The view of the city is lovely from the 7th floor of that skyscraper where our first lecture was housed. On a clear day like today, you can see all the way to the hills in the distance. I know this because I've had lectures there during my undergraduate career. I certainly didn't notice any of this today, because I was crammed into a corner of the room, trying desperately not to suffocate as more and more people piled into the room.

There are three kinds of lectures in Informatics; those that are contain so much Maths that only joint CS/Maths students take them, those that focus on cramming as much knowledge as possible into our heads, and those that don't require much Maths or knowledge, but teach us how to actually solve problems. You can probably guess which is the most popular kind.

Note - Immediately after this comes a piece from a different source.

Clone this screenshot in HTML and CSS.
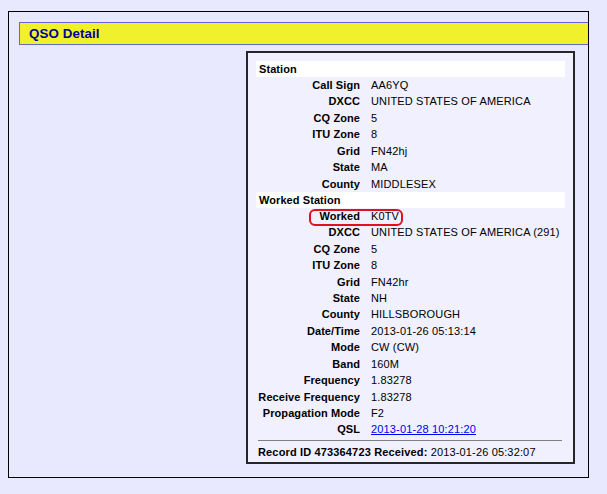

This lecture was one of those, and despite having a certain fondness for the mathematical courses, I'm not complaining. I merely wish that, at the next lecture, there will be fewer people and more space in the room for other things. Like, for a start, oxygen.

Wednesday, September 19, 2007

Obligatory Introduction

If you're reading this, I can only assume that you took a wrong turn somewhere in the network of internet tubes. You misclicked, your mouse shattered on the ground, and you've ended up on my blog. Now you're staring at your screen in horror, desperately trying to remember the keyboard shortcut for the Back button.

Fear not, gentle reader. You're quite safe with me. I do not use this blog to present my Hentai collection to the world or introduce you to the latest in body modification (don't do a Google Image search!). I won't even post images of my cat, mainly because I don't have a cat. I promise that nothing on these pages will make you want to scoop your eyes out with a spork. Unless I link to Warren Ellis.

So what can you expect from this blog? Well, I am currently starting an MSc. programme with its main focus on Machine Learning at a wonderful British university, and I expect that will colour the Gaussian Noises that this blog emits. Look forward to reading about my take on current research, old ideas, and any weirdness that I might come across. Of course, I reserve the right to post off-topic once in a while. But I promise: No cats!